Janina Fialkowska
2012 Lifetime Artistic Achievement (Classical Music)
Concert pianist
For over 35 years, concert pianist Janina Fialkowska has been enchanting audiences and critics around the world with her lyrical interpretations of the classical and Romantic repertoire, particularly Chopin, Mozart and Liszt. She has appeared as a guest soloist with prestigious international ensembles, and her discography includes several JUNO-nominated recordings. As the founder of the Piano Six music outreach program, she has championed works by Canadian composers and brought the joy of live classical music to thousands of Canadians living in remote communities.
Ms. Fialkowska was born in Montreal in 1951 and studied piano in Montreal, Paris (with Yvonne Lefébure) and New York (at the Juilliard School with Sascha Gorodnitzki). She made her debut as a piano soloist with the Montreal Symphony Orchestra at the age of 11, and placed first in the 1969 CBC National Talent Festival.
Her career was launched in 1974, when renowned pianist Arthur Rubinstein became her mentor after her prize-winning performance at his inaugural Master Piano Competition. Since then she has performed with the foremost orchestras in North America, Europe, the Middle East and Asia, and has won special recognition for a series of important premieres, notably Liszt’s newly discovered Third Piano Concerto with the Chicago Symphony in 1990.
As the founding director (1993) of the Chalmers Award-winning Piano Six project and its successor, Piano Plus, she has brought some of Canada’s greatest classical music artists together with Canadians who, for geographical or financial reasons, would otherwise be unable to experience this calibre of live performance.

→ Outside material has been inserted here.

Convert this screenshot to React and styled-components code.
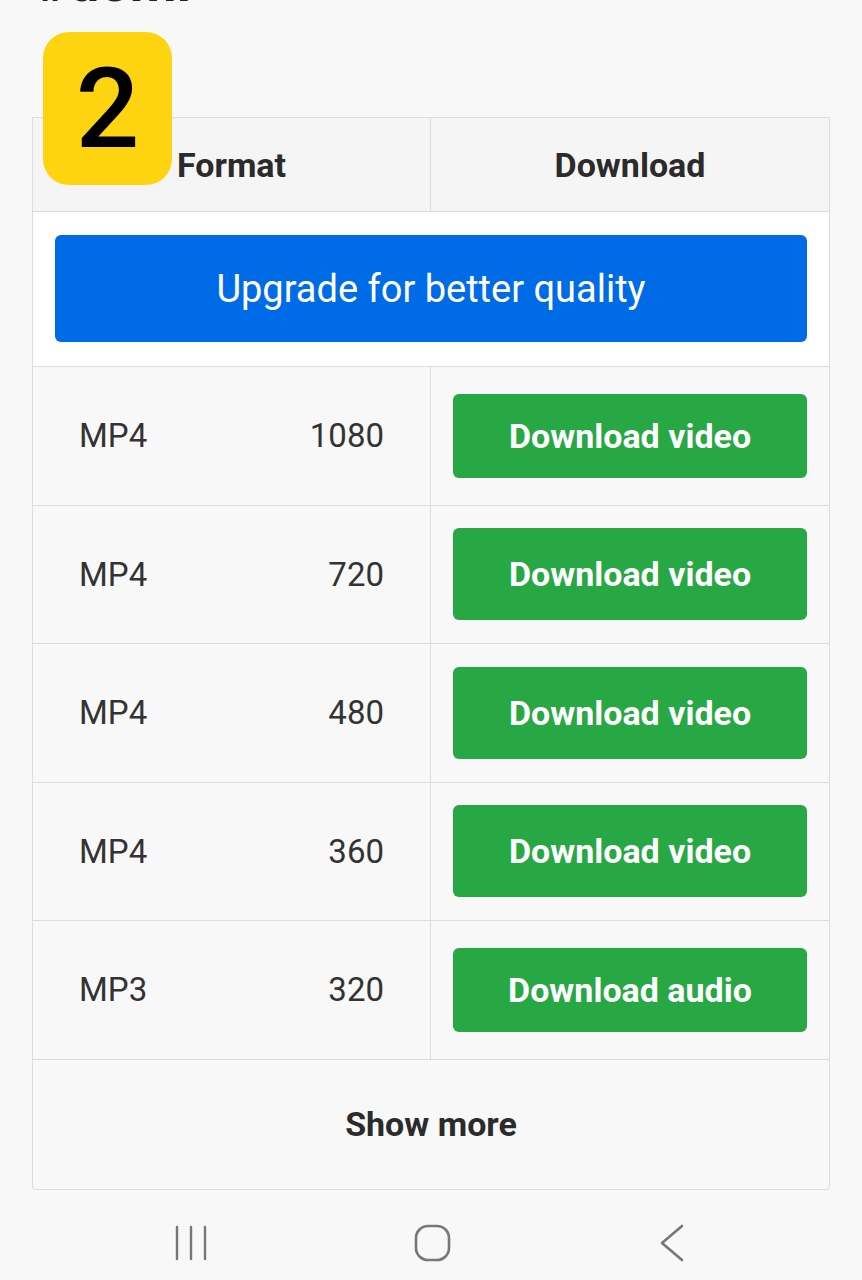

In 2002 Ms. Fialkowska developed a malignant tumour in her left arm. Undaunted, she transcribed and performed (with her right hand) the left-hand concertos of Ravel and Prokofiev. After successful surgery, she resumed her two-handed career in 2004.
“My thing about playing the piano is the lyricism,” she says. “That’s why I’m so happy playing Mozart, Chopin, Liszt and Schumann, because that’s where I find that lyricism. I feel I’m doing what I was meant to do in life, what I can do well.”
Awards and honours include Officer of the Order of Canada (2001), the Paul de Hueck and Norman Walford Career Achievement Award (2007), the Turzanski Foundation Award (2011), and honorary doctorates from Acadia and Queen’s Universities.